The second way is formally proving the existence of the Jacobian matrix (or tensor) from outputs to inputs with at least two numerical examples. In this case, the reviewer should go through the math and confirm if the numerical result is correct. The author should add enough details so that any STEM graduated student can easily review it.

For example, to show the differentiability of Add, the author may first write down its equation:

C = A + B

For the sake of simplicity, assume A and B are same-shape vector.

A = [a1, a2]^T
B = [b1, b2]^T
C = [c1, c2]^T

Here we use the symbol ^T to denote transpose of the attached matrix or vector. Let X = [a1, a2, b1, b2]^T and Y = [c1, c2]^T and consider Add as a function which maps X to Y. Then, this function’s Jacobian matrix is a 4-by-2 matrix,

J = [[dc1/da1, dc2/da1],
     [dc1/da2, dc2/da2],
     [dc1/db1, dc2/db1],
     [dc1/db2, dc2/db2]]
  = [[1, 0],
     [0, 1],
     [1, 0],
     [0, 1]]


dL/dC = [dL/dc1, dL/dc2]^T,

then dL/dA = [dL/da1, dL/da2]^T and dL/dB = [dL/db1, dL/db2]^T can be computed from elements in

  [[dL/da1], [dL/da2], [dL/db1], [dL/db2]]
= J * dL/dC
= [[dL/dc1], [dL/dc2], [dL/dc1], [dL/dc2]]

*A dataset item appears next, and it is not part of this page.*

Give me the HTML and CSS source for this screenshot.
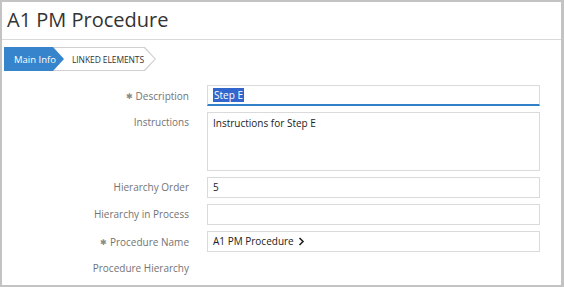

where * is standard matrix multiplication. If dL/dC = [0.2, 0.8]^T, then dL/dA = [0.2, 0.8]^T and dL/dB = [0.2, 0.8]^T. Notice that the procedure to compute dL/dA and dL/dB from dL/dC is usually called backward of an operator. We can see backward operator of Add takes dL/dC as an input and produces two outputs dL/dA and dL/dB. Consequently, all of A, B, and C are differentiable. By flattening tensor into 1-D vector, this example can be extended to cover all tensors when shape broadcasting is not needed. If broadcasting happens, the broadcasted element’s gradient is the sum of all associated elements’ gradient in its non-broadcasting case. Let’s consider the above example again. If B = [b]^T becomes an 1-element vector, B may be broadcasted to [b1, b2]^T and dL/dB = [dL/ db]^T = [dL/db1 + dL/db2]^T. For high-dimensional tensors, this is in fact a ReduceSum operation along all expanded axes.